Ce qu’il exprime d’abord, avec une force et une sincérité singulières, c’est le détachement des choses terrestres, le désir et le besoin de libérer l’âme du corps[1]. L’ascétisme grec, tel qu’il s’était développé depuis Socrate, chez Antisthène, chez Zénon, chez Épictète, vient aboutir à ce livre comme à son terme naturel. Seulement, la rupture des liens matériels, l’indifférence aux choses qui ne dépendent pas de nous, n’y sont plus présentées comme une fin, ni comme le suprême effort de la vie. Elles y sont posées en principe, comme la donnée préalable de toute philosophie. Le stoïcisme tendait à affranchir l’homme. Pour Plotin, cet affranchissement est le point de départ de toute activité intellectuelle et morale. Impossible de se mettre plus résolument hors du monde, de se jeter plus immédiatement dans l’idéal. Plotin, nous dit Porphyre, semblait rougir d’être dans un corps, ἐῴϰει αἰσχυνομένῳ ὅτι ἐν σώματι εἴη (eôkei aischunomenô hoti en sômati eiê)[2]. Voilà le parti pris fondamental. De là, l’élan premier et décisif, qui emporte toute la doctrine : nous avons affaire à un homme qui commence par rejeter l’humanité. Terme nécessaire d’une tendance née de l’hellénisme, mais destructrice du vrai esprit hellénique. Dès que la raison avait commencé à critiquer les conditions normales de la vie, à vouloir soustraire l’homme a la loi de la nature, considérée comme une servitude, elle devait peu à peu en venir là. Plus les liens de la cité se détendirent, plus le mouvement se précipita. Dans les misères du iiie siècle, dans le néant politique, dans la confusion sociale, il était fatal qu’un grand esprit le conduisît d’un

  1. Enn., I, l.
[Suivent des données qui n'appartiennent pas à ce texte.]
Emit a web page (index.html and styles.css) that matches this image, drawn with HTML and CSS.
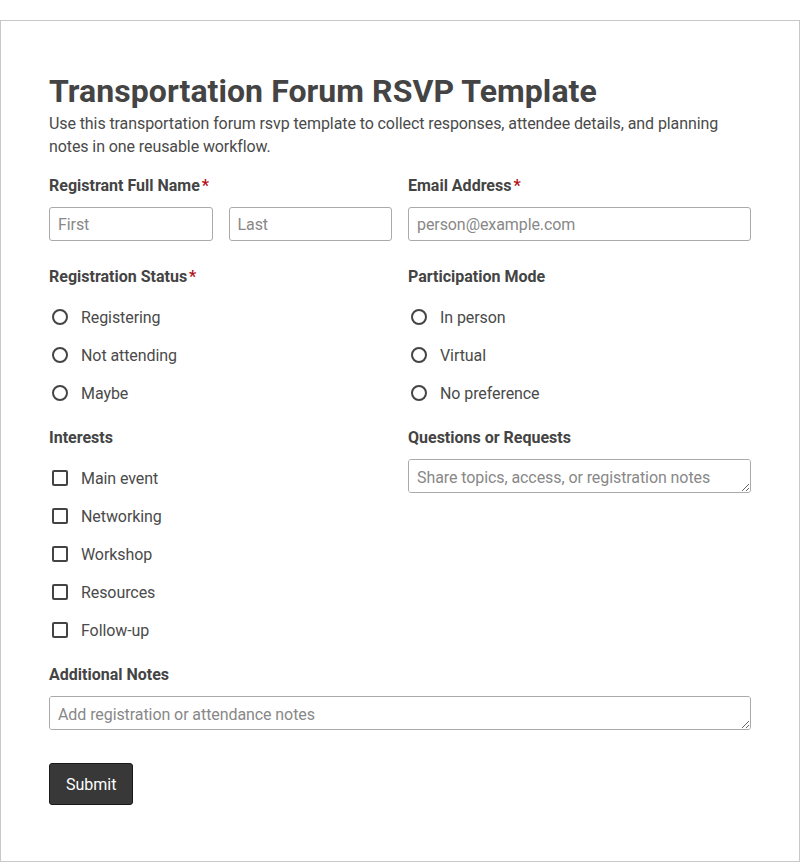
FILE: index.html
```html
<!DOCTYPE html>
<html>
<head>
  <title>Transportation Forum RSVP Template</title>
  <link rel="stylesheet" href="styles.css">
</head>
<body>
<div class="card">
  <h1>Transportation Forum RSVP Template</h1>
  <p class="intro">Use this transportation forum rsvp template to collect responses, attendee details, and planning notes in one reusable workflow.</p>
  <form id="rsvp">
    <div class="grid">
      <div class="field text-field">
        <label>Registrant Full Name<span class="req">*</span></label>
        <div class="pair">
          <input type="text" placeholder="First">
          <input type="text" placeholder="Last">
        </div>
      </div>
      <div class="field text-field">
        <label>Email Address<span class="req">*</span></label>
        <input type="email" placeholder="person@example.com">
      </div>

      <div class="field">
        <label>Registration Status<span class="req">*</span></label>
        <div class="option"><input type="radio" name="status"><span>Registering</span></div>
        <div class="option"><input type="radio" name="status"><span>Not attending</span></div>
        <div class="option"><input type="radio" name="status"><span>Maybe</span></div>
      </div>
      <div class="field">
        <label>Participation Mode</label>
        <div class="option"><input type="radio" name="mode"><span>In person</span></div>
        <div class="option"><input type="radio" name="mode"><span>Virtual</span></div>
        <div class="option"><input type="radio" name="mode"><span>No preference</span></div>
      </div>

      <div class="field">
        <label>Interests</label>
        <div class="option"><input type="checkbox"><span>Main event</span></div>
        <div class="option"><input type="checkbox"><span>Networking</span></div>
        <div class="option"><input type="checkbox"><span>Workshop</span></div>
        <div class="option"><input type="checkbox"><span>Resources</span></div>
        <div class="option"><input type="checkbox"><span>Follow-up</span></div>
      </div>
      <div class="field">
        <label>Questions or Requests</label>
        <textarea rows="1" placeholder="Share topics, access, or registration notes"></textarea>
      </div>
    </div>

    <div class="field wide">
      <label>Additional Notes</label>
      <textarea rows="1" placeholder="Add registration or attendance notes"></textarea>
    </div>

    <button class="submit" type="submit">Submit</button>
  </form>
</div>
</body>
</html>
```

FILE: styles.css
```css
html, body {
  margin: 0;
  padding: 0;
  background: #fff;
  font-family: Roboto, "Liberation Sans", Arial, sans-serif;
  color: #444;
}
.card {
  margin-top: 20px;
  border: 1px solid #c8c8c8;
  padding: 51px 48px 56px;
}
h1 {
  margin: 0 0 2px;
  font-size: 32px;
  line-height: 1.2;
  font-weight: 700;
  letter-spacing: 0.06px;
  color: #444;
}
.intro {
  margin: 0 0 16px;
  font-size: 16px;
  line-height: 23px;
  letter-spacing: -0.09px;
  color: #4a4a4a;
}
.grid {
  display: grid;
  grid-template-columns: 1fr 1fr;
  column-gap: 16px;
}
.field {
  display: flex;
  flex-direction: column;
  margin-bottom: 14px;
}
.text-field {
  margin-bottom: 24px;
}
label {
  font-weight: 700;
  font-size: 16px;
  line-height: 23px;
  margin-bottom: 10px;
}
.req {
  color: #b3131b;
  margin-left: 2px;
}
.pair {
  display: flex;
  gap: 16px;
}
input[type=text], input[type=email], textarea {
  box-sizing: border-box;
  width: 100%;
  height: 34px;
  padding: 6px 8px;
  border: 1px solid #aaa;
  border-radius: 3px;
  font-family: inherit;
  font-size: 16px;
  line-height: 20px;
  letter-spacing: -0.08px;
  color: #444;
  background: #fff;
  margin: 0;
}
textarea {
  display: block;
  padding-top: 8px;
  resize: vertical;
}
::placeholder {
  color: #888;
}
.option {
  display: flex;
  align-items: center;
  height: 38px;
  font-size: 16px;
  letter-spacing: -0.08px;
  color: #4a4a4a;
}
.option input {
  appearance: none;
  box-sizing: border-box;
  width: 16px;
  height: 16px;
  margin: 0 13px 0 3px;
  border: 2px solid #444;
  background: #fff;
}
.option input[type=radio] {
  border-radius: 50%;
}
.option input[type=checkbox] {
  border-radius: 2px;
}
.wide {
  margin-bottom: 0;
}
.submit {
  margin-top: 33px;
  height: 42px;
  padding: 0 16px;
  font-family: inherit;
  font-size: 16px;
  color: #fff;
  background: #383838;
  border: 1px solid #1a1a1a;
  border-radius: 3px;
  cursor: pointer;
}
```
II, 1 : Ἐπειδὴ τὰ ϰαϰὰ ἐνταῦθα ϰαὶ τόνδε τὸν τόπον περιπολεῖ ἐξ ἀναγϰης, βούλεται δὲ ἡ ψυχὴ φεύγειν τὰ ϰαϰὰ, φευϰτέον ἐντεῦθεν. (Epeidê ta kaka entautha kai tonde ton topon peripolei ex anangkes, bouletai de hê psuchê pheugein ta kaka, pheukteon enteuthen). — Enn., III, l. IV, 2 : Φεύγειν δεῖ πρὸς τὸ ἄνω (Pheugein dei pros to anô).
  2. Vie de Plotin, 1.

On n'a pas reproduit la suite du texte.